Kein Ausweg aus der Unterwelt

Sasha Waltz inszeniert Pascal Dusapins Oper „Passion“ im Théâtre des Champs Elysées

Paris, 08/10/2010

Kein Mythos feiert die Macht der Musik wie der von Orpheus, in dem der Sänger selbst die Gesetze des Todes überwindet. Deswegen mag es kaum verwundern, dass die Thematik immer wieder Komponisten inspiriert hat, am bekanntesten Claudio Monteverdi und Christoph Willibald Gluck. Auch Choreografen haben den Stoff wiederholt aufgegriffen, von Lucien Petipa bis Maurice Béjart, von George Balanchine bis William Forsythe, von Heinz Spoerli bis Pina Bausch. Letztere schuf 1975 ihre Version des Mythos in Form einer getanzten Oper (siehe tanznetz vom 29.06.2005), deren Harmonie und Expressivität schwer zu überbieten ist. Das musste jüngst unter anderem Christian Spuck erfahren, dessen getanzte Orpheus-Oper für das Stuttgarter Ballett eher eine bewegte Operninszenierung mit dekorativen Tanzeinlagen als eine wahre Symbiose von Gesang und Tanz erreichte.

Die Berliner Choreografin Sasha Waltz hatte demgegenüber den Vorteil, dass ihre Tanzinszenierung des Mythos in Zusammenarbeit mit dem Komponisten der Oper entstand. Wenn auch die mit „Passion“ betitelte Kammeroper des erfolgreichen französischen Komponisten Pascal Dusapin bereits vor zwei Jahren beim Festival von Aix-en-Provence uraufgeführt wurde, so gab es doch bei der Vorbereitung dieser Neuinszenierung einen regen Austausch zwischen Paris und Berlin, zwischen Sängern der Uraufführung und Tänzern. Sasha Waltz wagte es hier, die Sänger der Hauptrollen voll in die getanzte Inszenierung mit einzubringen, sie wahrhaftig als singende Tänzer auftreten zu lassen, die sich optisch kaum vom Rest des Tänzerensembles unterscheiden.

Auch bringt sie Musiker auf die Bühne, beispielsweise einen Oud-Spieler gegen Ende des Stückes. Insofern geht sie weiter als Pina Bausch, die bei aller Interaktion Sänger und Tänzer trennt. Dennoch fühlt man sich immer wieder optisch an Bauschs Version des Mythos erinnert, sowohl in den Kostümen (Anzüge und fließende Kleider in schwarz, weiß, braun und grau) als auch in den tranceähnlichen Bewegungen der Tänzer, wenn diese vergebliche Ausbruchsversuche starten oder rückwärts rennend wie durch einen Sog in die Unterwelt zurückgezogen werden.

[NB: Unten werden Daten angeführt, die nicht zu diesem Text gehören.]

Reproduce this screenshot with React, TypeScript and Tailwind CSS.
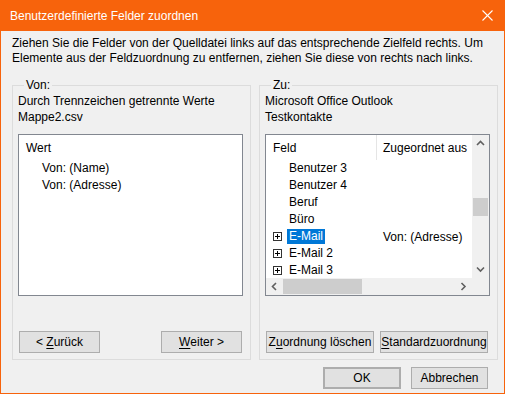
import * as React from "react";

function Chevron({ dir }: { dir: "up" | "down" | "left" | "right" }) {
  const pts: Record<string, string> = {
    up: "1,5 4.5,1.5 8,5",
    down: "1,1.5 4.5,5 8,1.5",
    left: "5,1 1.5,4.5 5,8",
    right: "1.5,1 5,4.5 1.5,8",
  };
  const vertical = dir === "up" || dir === "down";
  return (
    <svg
      width={vertical ? 9 : 7}
      height={vertical ? 7 : 9}
      viewBox={vertical ? "0 0 9 7" : "0 0 7 9"}
    >
      <polyline points={pts[dir]} fill="none" stroke="#606060" strokeWidth="1.6" />
    </svg>
  );
}

function PlusBox() {
  return (
    <svg width="9" height="9" viewBox="0 0 9 9" className="shrink-0">
      <rect x="0.5" y="0.5" width="8" height="8" fill="white" stroke="#333" />
      <line x1="2" y1="4.5" x2="7" y2="4.5" stroke="#000" />
      <line x1="4.5" y1="2" x2="4.5" y2="7" stroke="#000" />
    </svg>
  );
}

function Btn({
  children,
  className = "",
}: {
  children: React.ReactNode;
  className?: string;
}) {
  return (
    <button
      className={
        "h-[22px] bg-[#e1e1e1] border border-[#adadad] flex items-center justify-center leading-none " +
        className
      }
    >
      {children}
    </button>
  );
}

const rows: { name: string; plus?: boolean; selected?: boolean; from?: string }[] = [
  { name: "Benutzer 3" },
  { name: "Benutzer 4" },
  { name: "Beruf" },
  { name: "Büro" },
  { name: "E-Mail", plus: true, selected: true, from: "Von: (Adresse)" },
  { name: "E-Mail 2", plus: true },
  { name: "E-Mail 3", plus: true },
];

export default function App() {
  return (
    <div className="w-[505px] h-[394px] flex flex-col bg-[#f7630c] px-px pb-px font-['Liberation_Sans',sans-serif] text-[12px] text-black">
      {/* title bar */}
      <div className="h-[31px] shrink-0 flex items-center justify-between pl-[9px] pr-[11px] text-white">
        <span>Benutzerdefinierte Felder zuordnen</span>
        <svg width="11" height="11" viewBox="0 0 11 11">
          <line x1="0.5" y1="0.5" x2="10.5" y2="10.5" stroke="white" strokeWidth="1.1" />
          <line x1="10.5" y1="0.5" x2="0.5" y2="10.5" stroke="white" strokeWidth="1.1" />
        </svg>
      </div>

      <div className="flex-1 bg-[#f0f0f0] flex flex-col">
        <p className="pl-[11px] pt-[5px] leading-[15px]">
          Ziehen Sie die Felder von der Quelldatei links auf das entsprechende Zielfeld rechts. Um
          <br />
          Elemente aus der Feldzuordnung zu entfernen, ziehen Sie diese von rechts nach links.
        </p>

        <div className="flex gap-[8px] pl-[11px] mt-[12px]">
          {/* Von */}
          <fieldset className="w-[239px] border border-[#dcdcdc] pl-[5px] pr-[7px] pb-[6px]">
            <legend className="ml-[6px] px-[2px] leading-[15px]">Von:</legend>
            <div className="leading-[16px]">
              <div>Durch Trennzeichen getrennte Werte</div>
              <div>Mappe2.csv</div>
            </div>
            <div className="mt-[9px] w-[225px] h-[162px] bg-white border border-[#828790]">
              <div className="h-[25px] flex items-center pl-[7px]">Wert</div>
              <div className="pl-[23px] leading-[17px]">
                <div>Von: (Name)</div>
                <div>Von: (Adresse)</div>
              </div>
            </div>
            <div className="mt-[35px] w-[225px] flex justify-between px-px">
              <Btn className="w-[81px]">
                &lt;&nbsp;<u className="underline-offset-2">Z</u>urück
              </Btn>
              <Btn className="w-[81px]">
                <u className="underline-offset-2">W</u>eiter &gt;
              </Btn>
            </div>
          </fieldset>

          {/* Zu */}
          <fieldset className="w-[239px] border border-[#dcdcdc] pl-[5px] pr-[7px] pb-[6px]">
            <legend className="ml-[6px] px-[2px] leading-[15px]">Zu:</legend>
            <div className="leading-[16px]">
              <div>Microsoft Office Outlook</div>
              <div>Testkontakte</div>
            </div>
            <div className="mt-[9px] w-[225px] h-[162px] bg-white border border-[#828790] flex flex-col">
              <div className="flex h-[143px]">
                <div className="flex-1 overflow-hidden">
                  <div className="h-[25px] flex">
                    <div className="w-[111px] shrink-0 flex items-center pl-[7px] border-r border-[#e5e5e5]">
                      Feld
                    </div>
                    <div className="flex items-center pl-[6px] whitespace-nowrap">Zugeordnet aus</div>
                  </div>
                  {rows.map((r) => (
                    <div key={r.name} className="h-[17px] flex items-center">
                      <div className="w-[111px] shrink-0 flex items-center pl-[7px]">
                        {r.plus ? <PlusBox /> : <span className="w-[9px] shrink-0" />}
                        <span
                          className={
                            "ml-[5px] px-[2px] leading-[15px] " +
                            (r.selected ? "bg-[#0078d7] text-white" : "")
                          }
                        >
                          {r.name}
                        </span>
                      </div>
                      <div className="pl-[6px] whitespace-nowrap">{r.from}</div>
                    </div>
                  ))}
                </div>
                {/* vertical scrollbar */}
                <div className="w-[17px] bg-[#f0f0f0] flex flex-col">
                  <div className="h-[17px] flex items-center justify-center">
                    <Chevron dir="up" />
                  </div>
                  <div className="flex-1 px-px pt-[46px]">
                    <div className="h-[18px] bg-[#cdcdcd]" />
                  </div>
                  <div className="h-[17px] flex items-center justify-center">
                    <Chevron dir="down" />
                  </div>
                </div>
              </div>
              {/* horizontal scrollbar */}
              <div className="flex h-[17px]">
                <div className="flex-1 bg-[#f0f0f0] flex">
                  <div className="w-[17px] flex items-center justify-center">
                    <Chevron dir="left" />
                  </div>
                  <div className="flex-1 py-px">
                    <div className="w-[79px] h-full bg-[#cdcdcd]" />
                  </div>
                  <div className="w-[17px] flex items-center justify-center">
                    <Chevron dir="right" />
                  </div>
                </div>
                <div className="w-[17px] bg-[#f0f0f0]" />
              </div>
            </div>
            <div className="mt-[35px] flex gap-[6px] pl-px">
              <Btn className="w-[108px]">
                Z<u className="underline-offset-2">u</u>ordnung löschen
              </Btn>
              <Btn className="w-[108px]">
                <u className="underline-offset-2">S</u>tandardzuordnung
              </Btn>
            </div>
          </fieldset>
        </div>

        <div className="flex justify-end gap-[10px] pr-[16px] mt-[7px]">
          <Btn className="w-[78px] border-2 border-[#0078d7]">OK</Btn>
          <Btn className="w-[77px]">Abbrechen</Btn>
        </div>
      </div>
    </div>
  );
}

Trotzdem schafft Sasha Waltz eigene, originelle Tanzbilder, die oft nicht in direkte Verbindung mit dem Libretto zu bringen sind. Dies liegt unter anderem daran, dass die Oper kaum eine Geschichte erzählt. Dusapin nimmt zwar Bezug auf Monteverdis „Orfeo“ und die barocke Oper, deren Instrumente er teilweise in sein Werk mit einbezieht, doch spielt er nur indirekt auf den Orpheus-Mythos an, der weder im Personenverzeichnis noch im Titel Spuren hinterlässt. Die beiden Hauptfiguren „Lui“ und „Lei“ (Georg Nigl und Barbara Hannigan) scheinen sich während des ganzen Stückes in der Unterwelt zu befinden, auf dem Weg nach oben, von ihren Zweifeln zerrissen und schließlich wieder getrennt. Anders als bei Gluck und Monteverdi ist der Fortgang der Handlung innerhalb der anderthalb Stunden, die das Werk dauert, minimal – dies erlaubt kaum Narrativität in der tänzerischen Inszenierung.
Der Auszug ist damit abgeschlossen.